Give every line of the data again, unchanged, but with no pictures.
====== Given material ======
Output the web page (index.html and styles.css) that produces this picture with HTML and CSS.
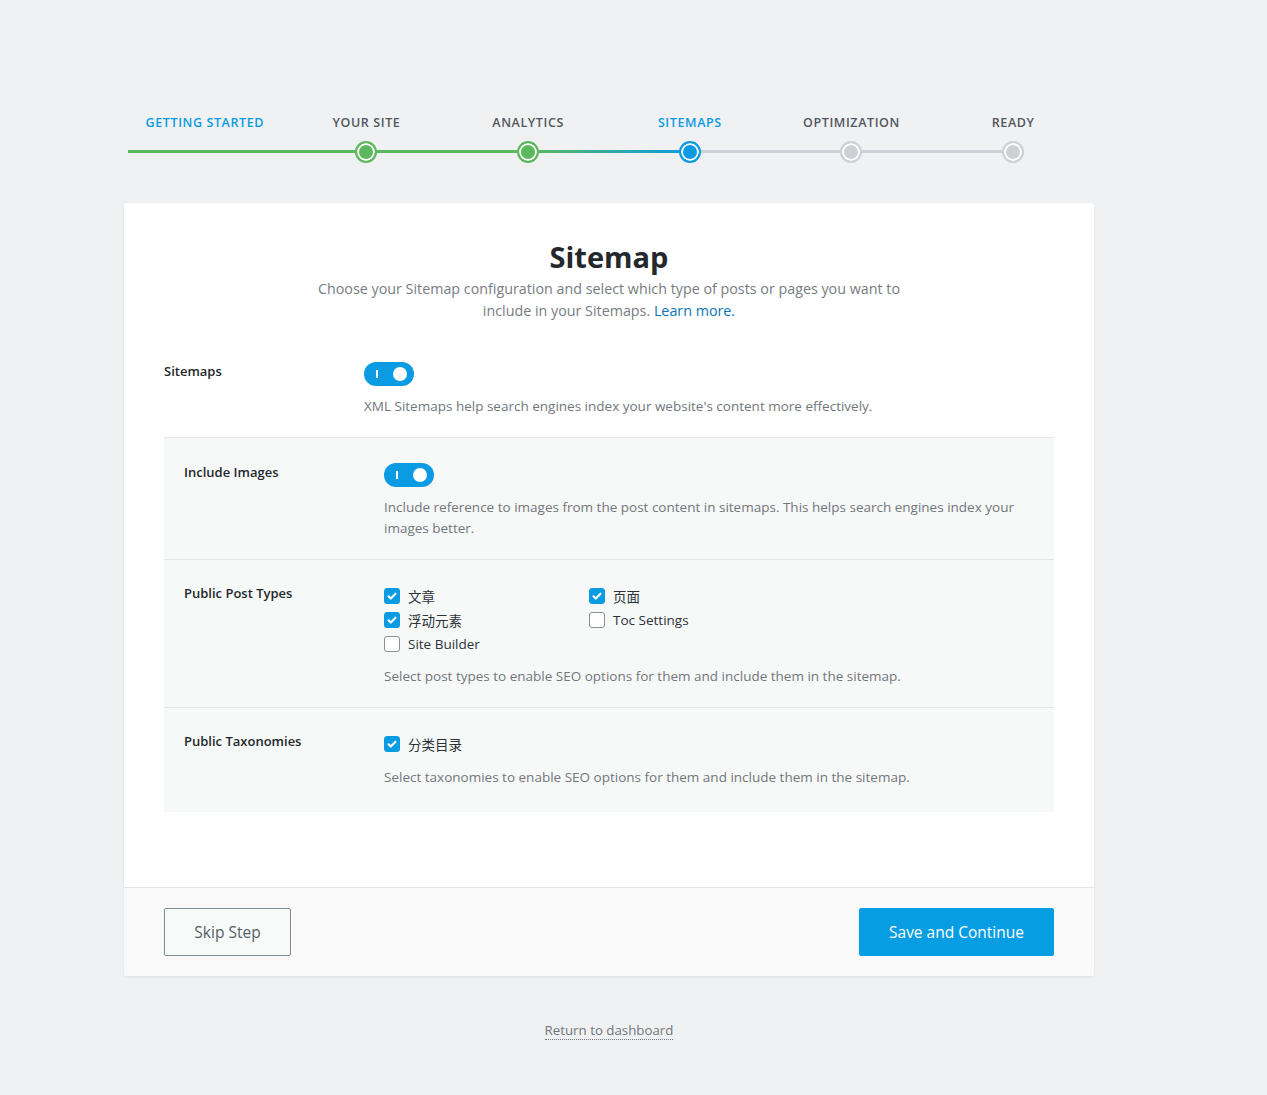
FILE: index.html
```html
<!DOCTYPE html>
<html>
<head>
<meta charset="utf-8">
<link rel="stylesheet" href="styles.css">
</head>
<body>
<div class="page">
  <div class="steps">
    <div class="steps-labels">
      <div class="step-label active">Getting Started</div>
      <div class="step-label">Your Site</div>
      <div class="step-label">Analytics</div>
      <div class="step-label active">Sitemaps</div>
      <div class="step-label">Optimization</div>
      <div class="step-label">Ready</div>
    </div>
    <div class="steps-track">
      <div class="track-line"></div>
      <div class="dot-cell"></div>
      <div class="dot-cell"><span class="dot done"></span></div>
      <div class="dot-cell"><span class="dot done"></span></div>
      <div class="dot-cell"><span class="dot current"></span></div>
      <div class="dot-cell"><span class="dot todo"></span></div>
      <div class="dot-cell"><span class="dot todo"></span></div>
    </div>
  </div>

  <div class="card">
    <div class="card-body">
      <h1 class="title">Sitemap</h1>
      <p class="intro">Choose your Sitemap configuration and select which type of posts or pages you want to<br>include in your Sitemaps. <a class="link" href="#">Learn more.</a></p>

      <div class="row row-main">
        <div class="row-label">Sitemaps</div>
        <div class="row-content">
          <span class="toggle"><span class="toggle-bar"></span><span class="toggle-knob"></span></span>
          <p class="desc">XML Sitemaps help search engines index your website's content more effectively.</p>
        </div>
      </div>

      <div class="subsection">
        <div class="row row-sub">
          <div class="row-label">Include Images</div>
          <div class="row-content">
            <span class="toggle"><span class="toggle-bar"></span><span class="toggle-knob"></span></span>
            <p class="desc">Include reference to images from the post content in sitemaps. This helps search engines index your images better.</p>
          </div>
        </div>
        <div class="row row-sub">
          <div class="row-label">Public Post Types</div>
          <div class="row-content">
            <div class="checks">
              <label class="check"><span class="box on"><svg viewBox="0 0 16 16"><path d="M4 8.3l2.6 2.6L12 5.4"/></svg></span>文章</label>
              <label class="check"><span class="box on"><svg viewBox="0 0 16 16"><path d="M4 8.3l2.6 2.6L12 5.4"/></svg></span>页面</label>
              <label class="check"><span class="box on"><svg viewBox="0 0 16 16"><path d="M4 8.3l2.6 2.6L12 5.4"/></svg></span>浮动元素</label>
              <label class="check"><span class="box"></span>Toc Settings</label>
              <label class="check"><span class="box"></span>Site Builder</label>
            </div>
            <p class="desc">Select post types to enable SEO options for them and include them in the sitemap.</p>
          </div>
        </div>
        <div class="row row-sub">
          <div class="row-label">Public Taxonomies</div>
          <div class="row-content">
            <div class="checks">
              <label class="check"><span class="box on"><svg viewBox="0 0 16 16"><path d="M4 8.3l2.6 2.6L12 5.4"/></svg></span>分类目录</label>
            </div>
            <p class="desc tax">Select taxonomies to enable SEO options for them and include them in the sitemap.</p>
          </div>
        </div>
      </div>
    </div>
    <div class="card-footer">
      <button class="btn btn-skip">Skip Step</button>
      <button class="btn btn-save">Save and Continue</button>
    </div>
  </div>

  <div class="return"><a class="return-link" href="#">Return to dashboard</a></div>
</div>
</body>
</html>
```

FILE: styles.css
```css
* { box-sizing: border-box; }
html, body { margin: 0; padding: 0; }
body {
  background: #f0f1f3;
  font-family: "Open Sans", "Noto Sans", "Noto Sans CJK SC", sans-serif;
  color: #23282d;
  min-height: 1095px;
}
.page {
  width: 970px;
  margin-left: 124px;
  padding-top: 114px;
}

/* steps */
.steps-labels {
  display: grid;
  grid-template-columns: repeat(6, 1fr);
}
.step-label {
  text-align: center;
  font-size: 12.5px;
  font-weight: 600;
  letter-spacing: 0.6px;
  text-transform: uppercase;
  color: #50575e;
  line-height: 18px;
}
.step-label.active { color: #0b9be3; }
.steps-track {
  position: relative;
  display: grid;
  grid-template-columns: repeat(6, 1fr);
  margin-top: 8px;
  height: 24px;
}
.track-line {
  position: absolute;
  left: 4px;
  top: 10px;
  width: 885px;
  height: 3px;
  background: linear-gradient(to right, #5cb85c 0, #5cb85c 400px, #0b9be3 561px, #cdd1d6 561px, #cdd1d6 100%);
}
.dot-cell {
  display: flex;
  justify-content: center;
  align-items: center;
  position: relative;
}
.dot {
  width: 22px;
  height: 22px;
  border-radius: 50%;
  border: 2px solid;
  box-shadow: inset 0 0 0 2px #fff;
}
.dot.done { border-color: #5cb85c; background: #5cb85c; }
.dot.current { border-color: #0b9be3; background: #0b9be3; }
.dot.todo { border-color: #cdd1d6; background: #cdd1d6; }

/* card */
.card {
  margin-top: 39px;
  background: #fff;
  border-radius: 3px;
  box-shadow: 0 1px 3px rgba(0,0,0,0.08);
  overflow: hidden;
}
.card-body {
  padding: 36px 40px 75px;
}
.title {
  margin: 0;
  text-align: center;
  font-size: 29px;
  line-height: 36px;
  font-weight: 700;
  color: #23282d;
}
.intro {
  margin: 3px 0 0;
  text-align: center;
  font-size: 14.3px;
  line-height: 22px;
  color: #777c82;
}
.link { color: #0a74b8; text-decoration: none; }

.row { display: flex; }
.row-label {
  width: 200px;
  flex: none;
  font-size: 13px;
  font-weight: 600;
  line-height: 18px;
  color: #23282d;
}
.row-content { flex: 1; }
.row-main {
  margin-top: 40px;
  padding-bottom: 20px;
  border-bottom: 1px solid #e2e4e7;
}

.subsection { background: #f7f8f8; }
.row-sub {
  padding: 25px 20px 20px;
  border-bottom: 1px solid #e2e4e7;
}
.row-sub:nth-child(2), .row-sub:nth-child(3) { padding-top: 24px; }
.row-sub:last-child { border-bottom: none; padding-bottom: 24px; }

.toggle {
  position: relative;
  display: block;
  width: 50px;
  height: 24px;
  border-radius: 12px;
  background: #0b9be3;
}
.toggle-bar {
  position: absolute;
  left: 12px;
  top: 8px;
  width: 2px;
  height: 8px;
  background: #fff;
}
.toggle-knob {
  position: absolute;
  right: 7px;
  top: 5px;
  width: 14px;
  height: 14px;
  border-radius: 50%;
  background: #fff;
}
.desc {
  margin: 10px 0 0;
  font-size: 13.5px;
  line-height: 21px;
  color: #72777c;
}
.desc.tax { margin-top: 11px; }

.checks {
  display: grid;
  grid-template-columns: 205px 205px;
  grid-auto-rows: 24px;
  width: 410px;
}
.check {
  display: flex;
  align-items: center;
  font-size: 13.5px;
  color: #2c3338;
}
.box {
  width: 16px;
  height: 16px;
  border-radius: 3px;
  border: 1px solid #8c8f94;
  background: #fff;
  margin-right: 8px;
  display: inline-flex;
}
.box.on { background: #0b9be3; border-color: #0b9be3; }
.box svg { width: 14px; height: 14px; }
.box svg path { fill: none; stroke: #fff; stroke-width: 2.4; stroke-linecap: round; stroke-linejoin: round; }

.card-footer {
  display: flex;
  justify-content: space-between;
  padding: 20px 40px 20px;
  background: #f9f9f9;
  border-top: 1px solid #e2e4e7;
}
.btn {
  height: 48px;
  font-family: inherit;
  font-size: 15.5px;
  border-radius: 2px;
  cursor: pointer;
}
.btn-skip {
  width: 127px;
  background: #f8f9f9;
  border: 1px solid #7e8993;
  color: #555d66;
}
.btn-save {
  width: 195px;
  background: #069de3;
  border: 1px solid #069de3;
  color: #fff;
}

.return {
  text-align: center;
  margin-top: 42px;
}
.return-link {
  font-size: 13.3px;
  color: #72777c;
  text-decoration: none;
  border-bottom: 1px dotted #72777c;
  line-height: 18px;
}
```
======
### Task output
Output the web page (index.html and styles.css) that produces this picture with HTML and CSS.
FILE: index.html
```html
<!DOCTYPE html>
<html>
<head>
<meta charset="utf-8">
<link rel="stylesheet" href="styles.css">
</head>
<body>
<div class="page">
  <div class="steps">
    <div class="steps-labels">
      <div class="step-label active">Getting Started</div>
      <div class="step-label">Your Site</div>
      <div class="step-label">Analytics</div>
      <div class="step-label active">Sitemaps</div>
      <div class="step-label">Optimization</div>
      <div class="step-label">Ready</div>
    </div>
    <div class="steps-track">
      <div class="track-line"></div>
      <div class="dot-cell"></div>
      <div class="dot-cell"><span class="dot done"></span></div>
      <div class="dot-cell"><span class="dot done"></span></div>
      <div class="dot-cell"><span class="dot current"></span></div>
      <div class="dot-cell"><span class="dot todo"></span></div>
      <div class="dot-cell"><span class="dot todo"></span></div>
    </div>
  </div>

  <div class="card">
    <div class="card-body">
      <h1 class="title">Sitemap</h1>
      <p class="intro">Choose your Sitemap configuration and select which type of posts or pages you want to<br>include in your Sitemaps. <a class="link" href="#">Learn more.</a></p>

      <div class="row row-main">
        <div class="row-label">Sitemaps</div>
        <div class="row-content">
          <span class="toggle"><span class="toggle-bar"></span><span class="toggle-knob"></span></span>
          <p class="desc">XML Sitemaps help search engines index your website's content more effectively.</p>
        </div>
      </div>

      <div class="subsection">
        <div class="row row-sub">
          <div class="row-label">Include Images</div>
          <div class="row-content">
            <span class="toggle"><span class="toggle-bar"></span><span class="toggle-knob"></span></span>
            <p class="desc">Include reference to images from the post content in sitemaps. This helps search engines index your images better.</p>
          </div>
        </div>
        <div class="row row-sub">
          <div class="row-label">Public Post Types</div>
          <div class="row-content">
            <div class="checks">
              <label class="check"><span class="box on"><svg viewBox="0 0 16 16"><path d="M4 8.3l2.6 2.6L12 5.4"/></svg></span>文章</label>
              <label class="check"><span class="box on"><svg viewBox="0 0 16 16"><path d="M4 8.3l2.6 2.6L12 5.4"/></svg></span>页面</label>
              <label class="check"><span class="box on"><svg viewBox="0 0 16 16"><path d="M4 8.3l2.6 2.6L12 5.4"/></svg></span>浮动元素</label>
              <label class="check"><span class="box"></span>Toc Settings</label>
              <label class="check"><span class="box"></span>Site Builder</label>
            </div>
            <p class="desc">Select post types to enable SEO options for them and include them in the sitemap.</p>
          </div>
        </div>
        <div class="row row-sub">
          <div class="row-label">Public Taxonomies</div>
          <div class="row-content">
            <div class="checks">
              <label class="check"><span class="box on"><svg viewBox="0 0 16 16"><path d="M4 8.3l2.6 2.6L12 5.4"/></svg></span>分类目录</label>
            </div>
            <p class="desc tax">Select taxonomies to enable SEO options for them and include them in the sitemap.</p>
          </div>
        </div>
      </div>
    </div>
    <div class="card-footer">
      <button class="btn btn-skip">Skip Step</button>
      <button class="btn btn-save">Save and Continue</button>
    </div>
  </div>

  <div class="return"><a class="return-link" href="#">Return to dashboard</a></div>
</div>
</body>
</html>
```

FILE: styles.css
```css
* { box-sizing: border-box; }
html, body { margin: 0; padding: 0; }
body {
  background: #f0f1f3;
  font-family: "Open Sans", "Noto Sans", "Noto Sans CJK SC", sans-serif;
  color: #23282d;
  min-height: 1095px;
}
.page {
  width: 970px;
  margin-left: 124px;
  padding-top: 114px;
}

/* steps */
.steps-labels {
  display: grid;
  grid-template-columns: repeat(6, 1fr);
}
.step-label {
  text-align: center;
  font-size: 12.5px;
  font-weight: 600;
  letter-spacing: 0.6px;
  text-transform: uppercase;
  color: #50575e;
  line-height: 18px;
}
.step-label.active { color: #0b9be3; }
.steps-track {
  position: relative;
  display: grid;
  grid-template-columns: repeat(6, 1fr);
  margin-top: 8px;
  height: 24px;
}
.track-line {
  position: absolute;
  left: 4px;
  top: 10px;
  width: 885px;
  height: 3px;
  background: linear-gradient(to right, #5cb85c 0, #5cb85c 400px, #0b9be3 561px, #cdd1d6 561px, #cdd1d6 100%);
}
.dot-cell {
  display: flex;
  justify-content: center;
  align-items: center;
  position: relative;
}
.dot {
  width: 22px;
  height: 22px;
  border-radius: 50%;
  border: 2px solid;
  box-shadow: inset 0 0 0 2px #fff;
}
.dot.done { border-color: #5cb85c; background: #5cb85c; }
.dot.current { border-color: #0b9be3; background: #0b9be3; }
.dot.todo { border-color: #cdd1d6; background: #cdd1d6; }

/* card */
.card {
  margin-top: 39px;
  background: #fff;
  border-radius: 3px;
  box-shadow: 0 1px 3px rgba(0,0,0,0.08);
  overflow: hidden;
}
.card-body {
  padding: 36px 40px 75px;
}
.title {
  margin: 0;
  text-align: center;
  font-size: 29px;
  line-height: 36px;
  font-weight: 700;
  color: #23282d;
}
.intro {
  margin: 3px 0 0;
  text-align: center;
  font-size: 14.3px;
  line-height: 22px;
  color: #777c82;
}
.link { color: #0a74b8; text-decoration: none; }

.row { display: flex; }
.row-label {
  width: 200px;
  flex: none;
  font-size: 13px;
  font-weight: 600;
  line-height: 18px;
  color: #23282d;
}
.row-content { flex: 1; }
.row-main {
  margin-top: 40px;
  padding-bottom: 20px;
  border-bottom: 1px solid #e2e4e7;
}

.subsection { background: #f7f8f8; }
.row-sub {
  padding: 25px 20px 20px;
  border-bottom: 1px solid #e2e4e7;
}
.row-sub:nth-child(2), .row-sub:nth-child(3) { padding-top: 24px; }
.row-sub:last-child { border-bottom: none; padding-bottom: 24px; }

.toggle {
  position: relative;
  display: block;
  width: 50px;
  height: 24px;
  border-radius: 12px;
  background: #0b9be3;
}
.toggle-bar {
  position: absolute;
  left: 12px;
  top: 8px;
  width: 2px;
  height: 8px;
  background: #fff;
}
.toggle-knob {
  position: absolute;
  right: 7px;
  top: 5px;
  width: 14px;
  height: 14px;
  border-radius: 50%;
  background: #fff;
}
.desc {
  margin: 10px 0 0;
  font-size: 13.5px;
  line-height: 21px;
  color: #72777c;
}
.desc.tax { margin-top: 11px; }

.checks {
  display: grid;
  grid-template-columns: 205px 205px;
  grid-auto-rows: 24px;
  width: 410px;
}
.check {
  display: flex;
  align-items: center;
  font-size: 13.5px;
  color: #2c3338;
}
.box {
  width: 16px;
  height: 16px;
  border-radius: 3px;
  border: 1px solid #8c8f94;
  background: #fff;
  margin-right: 8px;
  display: inline-flex;
}
.box.on { background: #0b9be3; border-color: #0b9be3; }
.box svg { width: 14px; height: 14px; }
.box svg path { fill: none; stroke: #fff; stroke-width: 2.4; stroke-linecap: round; stroke-linejoin: round; }

.card-footer {
  display: flex;
  justify-content: space-between;
  padding: 20px 40px 20px;
  background: #f9f9f9;
  border-top: 1px solid #e2e4e7;
}
.btn {
  height: 48px;
  font-family: inherit;
  font-size: 15.5px;
  border-radius: 2px;
  cursor: pointer;
}
.btn-skip {
  width: 127px;
  background: #f8f9f9;
  border: 1px solid #7e8993;
  color: #555d66;
}
.btn-save {
  width: 195px;
  background: #069de3;
  border: 1px solid #069de3;
  color: #fff;
}

.return {
  text-align: center;
  margin-top: 42px;
}
.return-link {
  font-size: 13.3px;
  color: #72777c;
  text-decoration: none;
  border-bottom: 1px dotted #72777c;
  line-height: 18px;
}
```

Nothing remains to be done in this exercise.